In commencing a poor performance process, managers need to ensure that:
- There is a clear position description for the employee’s role;
- The employer’s requirements for the improvement in the employee’s performance, including a reasonable timeframe for the improvement, are clear and have been explained to the employee (ideally these requirements are measurable, to reduce the likelihood of a later disagreement); and
- The employee has the resources and supports that they reasonably require in order to improve to the required level.
Some of the options available to managers include: immediate verbal feedback each time poor performance is observed; training and development programs; an employee assistance program (if the root of the problem is the employee’s personal issues); counselling or mentoring that is focused on strategies for improvement and goal-setting; and formal regular meetings with the manager during the improvement period.
If the employee’s performance fails to improve despite the employer’s efforts, and the employer is considering terminating the employee’s performance or otherwise subjecting them to disciplinary action for failing to perform, legal advice should be sought. The ramifications of getting this wrong could include legal action.
By comparison, misconduct is generally associated with behaviour that is sufficiently serious to cause damage to other employees or to the business, and involves a breach of employment policies or laws, and as such, requires an immediate response to stop the behaviour and re-affirm the employer’s requirements of the employees. The employer’s response to misconduct is a disciplinary one. It is more formal, less ‘tailored’ to the individual employee’s circumstances, and usually involves an element of fact-finding and a decision on the appropriate penalty.
Set Up Your Managers to Succeed
In our experience at Worklogic Consulting, many poor performance and discipline matters are made much worse – and are sometimes caused by – a lack of the knowledge, skills and supports which managers require to manage staff properly. Often, we are called in because the manager has been avoiding a problem with employee conduct for months, even years. It is vital to give managers support and training so that they do not avoid difficult conversations with employees.
Try this test:
- Have your managers been trained in how to have difficult conversations?
- Do they understand the difference between disciplinary action in response to misconduct, and performance management in response to poor performance?
- Do they know what to do if a member of their staff is exhibiting both poor performance and also breaching company policies?

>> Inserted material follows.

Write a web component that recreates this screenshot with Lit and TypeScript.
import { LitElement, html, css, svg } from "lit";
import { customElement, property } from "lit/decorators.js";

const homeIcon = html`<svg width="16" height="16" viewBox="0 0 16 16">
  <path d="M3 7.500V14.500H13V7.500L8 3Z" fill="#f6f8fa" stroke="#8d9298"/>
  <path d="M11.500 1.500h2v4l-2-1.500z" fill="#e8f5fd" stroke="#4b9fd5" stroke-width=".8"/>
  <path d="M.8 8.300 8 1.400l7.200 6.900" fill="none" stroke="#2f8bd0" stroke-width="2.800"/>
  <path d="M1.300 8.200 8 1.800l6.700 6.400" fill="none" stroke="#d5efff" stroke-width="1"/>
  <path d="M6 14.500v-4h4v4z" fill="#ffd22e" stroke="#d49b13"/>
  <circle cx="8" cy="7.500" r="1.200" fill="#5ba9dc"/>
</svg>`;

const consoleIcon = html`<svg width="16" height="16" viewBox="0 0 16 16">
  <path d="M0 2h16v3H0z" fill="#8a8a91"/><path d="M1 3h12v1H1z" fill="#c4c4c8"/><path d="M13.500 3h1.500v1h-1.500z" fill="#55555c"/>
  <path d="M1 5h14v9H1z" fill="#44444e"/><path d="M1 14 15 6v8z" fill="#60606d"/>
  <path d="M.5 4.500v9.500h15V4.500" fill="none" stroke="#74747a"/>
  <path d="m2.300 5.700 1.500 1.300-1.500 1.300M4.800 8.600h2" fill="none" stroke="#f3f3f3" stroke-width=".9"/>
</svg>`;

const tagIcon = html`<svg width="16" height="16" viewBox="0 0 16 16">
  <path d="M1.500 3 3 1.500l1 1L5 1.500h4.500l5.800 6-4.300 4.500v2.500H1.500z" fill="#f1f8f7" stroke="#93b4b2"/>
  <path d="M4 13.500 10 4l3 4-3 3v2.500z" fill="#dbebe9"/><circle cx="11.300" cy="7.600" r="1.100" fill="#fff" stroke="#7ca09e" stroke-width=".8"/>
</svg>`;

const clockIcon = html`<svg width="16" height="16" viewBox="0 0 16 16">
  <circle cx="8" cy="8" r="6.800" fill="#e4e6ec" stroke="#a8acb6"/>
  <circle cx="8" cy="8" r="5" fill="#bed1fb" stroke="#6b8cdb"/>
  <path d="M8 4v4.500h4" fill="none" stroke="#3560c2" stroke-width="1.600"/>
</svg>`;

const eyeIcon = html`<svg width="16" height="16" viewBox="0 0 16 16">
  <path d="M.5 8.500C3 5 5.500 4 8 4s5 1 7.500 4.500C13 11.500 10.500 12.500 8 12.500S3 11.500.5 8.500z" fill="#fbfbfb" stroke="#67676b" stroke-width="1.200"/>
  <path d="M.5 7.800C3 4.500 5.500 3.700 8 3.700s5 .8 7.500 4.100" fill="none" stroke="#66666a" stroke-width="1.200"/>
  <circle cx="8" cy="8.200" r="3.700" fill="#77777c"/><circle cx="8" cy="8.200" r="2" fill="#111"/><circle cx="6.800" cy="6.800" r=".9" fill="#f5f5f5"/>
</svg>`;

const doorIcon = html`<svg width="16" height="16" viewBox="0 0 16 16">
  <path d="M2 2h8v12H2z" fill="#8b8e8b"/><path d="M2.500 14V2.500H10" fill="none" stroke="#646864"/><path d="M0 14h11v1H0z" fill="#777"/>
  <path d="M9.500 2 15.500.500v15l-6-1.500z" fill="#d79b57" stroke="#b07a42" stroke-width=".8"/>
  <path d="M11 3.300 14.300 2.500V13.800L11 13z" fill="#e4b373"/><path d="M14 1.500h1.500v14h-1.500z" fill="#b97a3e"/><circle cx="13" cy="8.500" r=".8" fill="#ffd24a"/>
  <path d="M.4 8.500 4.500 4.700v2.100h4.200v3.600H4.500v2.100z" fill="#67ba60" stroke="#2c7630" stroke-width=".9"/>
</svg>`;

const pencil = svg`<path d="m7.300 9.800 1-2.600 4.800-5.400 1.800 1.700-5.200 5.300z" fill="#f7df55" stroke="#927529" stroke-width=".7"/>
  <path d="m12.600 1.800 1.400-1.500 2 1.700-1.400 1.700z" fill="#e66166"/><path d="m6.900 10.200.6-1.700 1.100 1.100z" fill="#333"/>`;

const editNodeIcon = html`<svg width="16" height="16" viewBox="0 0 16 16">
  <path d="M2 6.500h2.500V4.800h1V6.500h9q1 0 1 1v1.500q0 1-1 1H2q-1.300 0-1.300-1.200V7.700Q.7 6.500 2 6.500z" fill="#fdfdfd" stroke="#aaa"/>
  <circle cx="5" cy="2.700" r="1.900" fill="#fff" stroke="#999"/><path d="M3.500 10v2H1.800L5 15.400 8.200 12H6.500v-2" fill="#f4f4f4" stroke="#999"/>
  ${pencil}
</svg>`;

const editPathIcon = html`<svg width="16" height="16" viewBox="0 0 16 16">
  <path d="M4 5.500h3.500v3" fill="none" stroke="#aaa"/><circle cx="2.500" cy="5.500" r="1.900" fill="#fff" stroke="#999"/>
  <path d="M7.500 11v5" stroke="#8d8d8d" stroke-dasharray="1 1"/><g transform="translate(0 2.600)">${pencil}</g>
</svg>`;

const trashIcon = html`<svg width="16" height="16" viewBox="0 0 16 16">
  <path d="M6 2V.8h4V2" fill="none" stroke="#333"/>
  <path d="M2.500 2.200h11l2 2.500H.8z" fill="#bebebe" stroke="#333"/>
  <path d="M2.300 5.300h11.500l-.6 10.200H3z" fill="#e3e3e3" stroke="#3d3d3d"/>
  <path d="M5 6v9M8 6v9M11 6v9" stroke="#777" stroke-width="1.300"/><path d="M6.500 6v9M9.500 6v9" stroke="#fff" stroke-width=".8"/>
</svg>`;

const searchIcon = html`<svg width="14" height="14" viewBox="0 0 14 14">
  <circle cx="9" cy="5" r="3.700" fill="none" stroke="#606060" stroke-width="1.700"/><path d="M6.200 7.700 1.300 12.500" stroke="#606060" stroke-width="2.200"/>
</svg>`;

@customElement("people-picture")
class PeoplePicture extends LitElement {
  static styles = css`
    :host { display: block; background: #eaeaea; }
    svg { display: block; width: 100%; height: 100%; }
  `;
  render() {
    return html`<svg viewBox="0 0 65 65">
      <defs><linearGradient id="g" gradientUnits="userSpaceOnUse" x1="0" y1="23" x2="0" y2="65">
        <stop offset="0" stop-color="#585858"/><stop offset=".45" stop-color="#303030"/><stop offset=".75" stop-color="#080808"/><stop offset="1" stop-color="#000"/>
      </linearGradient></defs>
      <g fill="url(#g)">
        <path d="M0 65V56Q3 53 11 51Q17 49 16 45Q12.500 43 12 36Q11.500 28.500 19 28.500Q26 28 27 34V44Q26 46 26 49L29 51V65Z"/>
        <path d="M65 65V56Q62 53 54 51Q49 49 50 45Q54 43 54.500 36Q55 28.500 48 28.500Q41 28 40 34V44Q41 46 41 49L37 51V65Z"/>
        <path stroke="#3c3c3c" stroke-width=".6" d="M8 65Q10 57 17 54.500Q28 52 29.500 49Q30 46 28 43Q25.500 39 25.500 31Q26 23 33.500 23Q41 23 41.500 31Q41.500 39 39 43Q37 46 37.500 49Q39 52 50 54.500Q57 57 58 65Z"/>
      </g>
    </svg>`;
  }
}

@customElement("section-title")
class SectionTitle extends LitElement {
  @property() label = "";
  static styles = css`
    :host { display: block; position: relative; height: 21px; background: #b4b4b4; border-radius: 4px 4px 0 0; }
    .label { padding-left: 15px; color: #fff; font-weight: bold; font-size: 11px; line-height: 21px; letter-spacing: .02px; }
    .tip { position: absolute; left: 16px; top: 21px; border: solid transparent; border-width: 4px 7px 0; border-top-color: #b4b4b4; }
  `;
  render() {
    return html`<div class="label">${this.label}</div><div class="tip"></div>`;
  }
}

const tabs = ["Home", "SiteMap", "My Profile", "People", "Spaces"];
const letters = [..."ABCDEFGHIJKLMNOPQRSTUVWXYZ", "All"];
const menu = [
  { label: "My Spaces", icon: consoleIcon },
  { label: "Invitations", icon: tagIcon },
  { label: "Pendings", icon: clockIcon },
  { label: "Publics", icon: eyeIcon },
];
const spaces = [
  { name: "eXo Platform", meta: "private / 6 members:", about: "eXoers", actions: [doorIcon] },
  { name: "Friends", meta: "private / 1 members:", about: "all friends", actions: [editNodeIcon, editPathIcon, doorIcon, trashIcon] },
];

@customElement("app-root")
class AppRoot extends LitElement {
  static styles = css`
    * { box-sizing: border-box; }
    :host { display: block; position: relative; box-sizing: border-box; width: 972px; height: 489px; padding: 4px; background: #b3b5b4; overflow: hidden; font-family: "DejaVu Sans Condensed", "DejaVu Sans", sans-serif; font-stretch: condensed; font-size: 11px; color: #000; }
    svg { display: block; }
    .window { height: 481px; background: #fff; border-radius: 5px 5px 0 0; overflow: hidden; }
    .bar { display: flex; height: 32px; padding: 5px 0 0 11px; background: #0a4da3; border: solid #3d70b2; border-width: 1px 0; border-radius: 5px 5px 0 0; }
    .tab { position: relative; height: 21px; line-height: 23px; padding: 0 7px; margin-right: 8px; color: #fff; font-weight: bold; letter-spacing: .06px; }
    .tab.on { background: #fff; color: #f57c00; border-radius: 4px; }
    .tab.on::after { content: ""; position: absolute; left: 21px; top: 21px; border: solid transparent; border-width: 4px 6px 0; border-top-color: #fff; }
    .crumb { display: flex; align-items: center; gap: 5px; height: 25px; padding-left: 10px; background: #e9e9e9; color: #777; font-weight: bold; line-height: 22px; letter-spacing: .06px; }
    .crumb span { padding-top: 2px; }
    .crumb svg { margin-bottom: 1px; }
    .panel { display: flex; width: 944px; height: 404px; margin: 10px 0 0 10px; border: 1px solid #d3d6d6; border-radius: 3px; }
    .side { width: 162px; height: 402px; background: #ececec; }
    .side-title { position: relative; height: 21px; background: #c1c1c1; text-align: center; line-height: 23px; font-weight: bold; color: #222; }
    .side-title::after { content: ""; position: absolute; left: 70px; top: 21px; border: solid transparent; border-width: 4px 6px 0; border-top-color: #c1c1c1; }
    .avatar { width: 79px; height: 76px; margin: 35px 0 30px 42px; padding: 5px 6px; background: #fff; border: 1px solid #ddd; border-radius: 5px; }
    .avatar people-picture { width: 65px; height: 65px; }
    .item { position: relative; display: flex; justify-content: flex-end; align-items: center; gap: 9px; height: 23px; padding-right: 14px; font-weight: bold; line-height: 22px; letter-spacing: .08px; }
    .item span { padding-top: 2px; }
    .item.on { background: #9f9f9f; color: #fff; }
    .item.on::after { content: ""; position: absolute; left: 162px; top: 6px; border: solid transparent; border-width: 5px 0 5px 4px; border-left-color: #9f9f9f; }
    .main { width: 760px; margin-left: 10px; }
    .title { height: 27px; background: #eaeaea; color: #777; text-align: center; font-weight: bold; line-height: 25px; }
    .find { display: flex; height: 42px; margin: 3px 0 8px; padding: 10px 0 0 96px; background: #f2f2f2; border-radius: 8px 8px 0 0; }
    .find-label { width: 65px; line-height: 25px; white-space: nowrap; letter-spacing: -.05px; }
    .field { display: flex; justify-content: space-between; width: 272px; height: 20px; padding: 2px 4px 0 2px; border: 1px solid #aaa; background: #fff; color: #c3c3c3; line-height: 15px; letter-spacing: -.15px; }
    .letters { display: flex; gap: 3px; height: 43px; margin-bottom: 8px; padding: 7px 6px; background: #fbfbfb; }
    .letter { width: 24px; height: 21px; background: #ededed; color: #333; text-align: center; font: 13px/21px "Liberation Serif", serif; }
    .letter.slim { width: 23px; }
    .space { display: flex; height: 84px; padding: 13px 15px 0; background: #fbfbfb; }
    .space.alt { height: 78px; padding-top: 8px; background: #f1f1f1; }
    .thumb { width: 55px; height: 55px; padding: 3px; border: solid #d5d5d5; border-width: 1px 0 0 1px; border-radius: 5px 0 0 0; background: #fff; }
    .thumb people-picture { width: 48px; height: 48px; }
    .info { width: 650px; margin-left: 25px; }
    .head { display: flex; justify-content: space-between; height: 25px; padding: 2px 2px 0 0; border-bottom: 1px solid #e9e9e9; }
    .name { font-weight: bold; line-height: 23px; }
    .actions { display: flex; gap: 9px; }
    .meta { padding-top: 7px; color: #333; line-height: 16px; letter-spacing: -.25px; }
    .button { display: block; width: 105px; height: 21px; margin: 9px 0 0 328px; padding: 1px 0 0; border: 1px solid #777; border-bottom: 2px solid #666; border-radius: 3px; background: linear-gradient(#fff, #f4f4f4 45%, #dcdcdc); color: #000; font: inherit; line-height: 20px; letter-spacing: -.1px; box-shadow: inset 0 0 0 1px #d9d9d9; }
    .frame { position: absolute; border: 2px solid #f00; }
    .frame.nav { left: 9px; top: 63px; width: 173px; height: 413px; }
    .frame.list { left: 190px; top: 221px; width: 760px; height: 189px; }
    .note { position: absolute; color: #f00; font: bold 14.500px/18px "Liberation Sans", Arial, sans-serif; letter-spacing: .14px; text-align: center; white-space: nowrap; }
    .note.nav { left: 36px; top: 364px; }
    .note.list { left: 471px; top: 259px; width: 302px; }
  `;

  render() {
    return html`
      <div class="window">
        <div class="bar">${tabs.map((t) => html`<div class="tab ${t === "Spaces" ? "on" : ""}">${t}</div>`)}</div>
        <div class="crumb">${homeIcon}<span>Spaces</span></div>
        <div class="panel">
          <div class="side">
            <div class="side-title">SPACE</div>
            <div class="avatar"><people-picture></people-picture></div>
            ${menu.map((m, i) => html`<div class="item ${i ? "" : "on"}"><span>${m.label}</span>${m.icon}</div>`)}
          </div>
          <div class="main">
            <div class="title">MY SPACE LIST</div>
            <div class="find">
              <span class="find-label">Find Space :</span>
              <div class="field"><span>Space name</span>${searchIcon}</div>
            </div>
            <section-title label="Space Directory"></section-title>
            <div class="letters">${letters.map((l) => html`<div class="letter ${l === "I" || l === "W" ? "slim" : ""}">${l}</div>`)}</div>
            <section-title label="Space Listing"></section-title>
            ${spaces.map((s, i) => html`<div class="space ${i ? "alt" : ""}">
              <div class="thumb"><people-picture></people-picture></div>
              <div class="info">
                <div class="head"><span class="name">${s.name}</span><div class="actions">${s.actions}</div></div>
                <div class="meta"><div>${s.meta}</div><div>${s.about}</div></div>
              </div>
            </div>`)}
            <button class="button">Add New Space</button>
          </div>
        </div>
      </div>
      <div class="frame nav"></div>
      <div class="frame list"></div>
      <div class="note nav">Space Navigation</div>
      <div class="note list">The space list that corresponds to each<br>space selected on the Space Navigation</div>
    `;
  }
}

- Is the active management of performance of staff part of your managers’ KPIs?
- Do managers keep notes of all conversations they have with employees about performance and discipline?
- Do managers come to HR when they are struggling to manage an employee’s destructive behaviours?
- Are the organisation’s performance development process and the disciplinary process documented, up to date, and easily available to staff?
Employers must ensure that their managers are well prepared for poor performance and disciplinary discussions and decisions when they are required. The manager will then be confident about the process, ensure that the necessary evidence of the poor performance or misconduct has been gathered, and thus be well placed to confidently handle conversations with an employee. By adopting a firm but respectful and reasonable approach, the manager will maximise the likelihood that the employee’s performance will improve or the misconduct will cease, and hopefully avoid a bullying complaint or grievance being made by the employee about the process.
It is also important for the manager to reflect on the potential consequences of failing to effectively manage an employee’s poor performance, or of allowing the misconduct to continue unchecked. Such risks could include staff making complaints against the poor performing employee, poor staff morale, industrial consequences, legal risk including OHS dangers, and/or a culture of apathy and mediocrity developing. It will leave all staff with the impression that poor performers are tolerated, and breaches of policy will be ignored.
Manage the Risks
There are many factors which discourage managers from responding appropriately to misconduct and poor performance. Two of the most common are the fear of conflict, and embarrassment at criticising another person to their face.
Another reason why many managers fear these engagements with their staff is a fear that the employee will respond negatively or even aggressively. Unfortunately it is becoming increasingly common, in the context of poor performance management and disciplinary procedures, for the employee to lodge a complaint that their manager is bullying them. Claims of bullying and harassment in the course of disciplinary procedures have been described by lawyers as “almost the rule rather than the exception these days”. Why is this so?
According to Worksafe Victoria, examples of indirect bullying include:
- Unjustified criticism or complaints;
- Deliberately denying access to information or other resources;
- Withholding information that is vital for effective work performance;
- Setting tasks that are unreasonably above or below a worker’s ability;
- Setting timelines that are very difficult to achieve;
- Excessive scrutiny at work.
It is not difficult to see how an attempt by a manager to discuss an employee’s poor performance may be perceived as unjustified criticism or excessive scrutiny, and a performance improvement plan being viewed by the employee as setting tasks that are unreasonable or very difficult to achieve. Whether or not the employee’s perception is valid will depend on a number of factors, including the reasonableness of the feedback and its delivery.
Does this mean managers should avoid managing poor performers? No. According to Worksafe, “reasonable management actions carried out in a fair way are not bullying”.
This may include:
- Setting performance goals, standards and deadlines;
- Informing a worker about unsatisfactory work performance;
- Constructive feedback; and
- The performance management process.
If managers ensure that they behave fairly and consistently, communicate clearly, provide constructive feedback, resource workers appropriately and set reasonable tasks and deadlines, they can feel confident that a bullying complaint against them should not succeed, even if their feedback is bad or they are subjecting the employee to disciplinary action.
Common kneejerk reactions by employees to performance management or disciplinary processes can be fight or flight: either meeting the allegations with a counter-claim of bullying, or outright denial that there is any potential problem to address. Managers need to be prepared, so that they do not deal with sensitive situations in a hasty, unorganised way.
Ensuring that your performance managers are well trained and supported to undertake performance management and to respond to misconduct will reduce the likelihood that these processes will go pear-shaped, and result in bullying complaints. Consider whether the requisite policies, processes, skills and supports are in place at your organisation.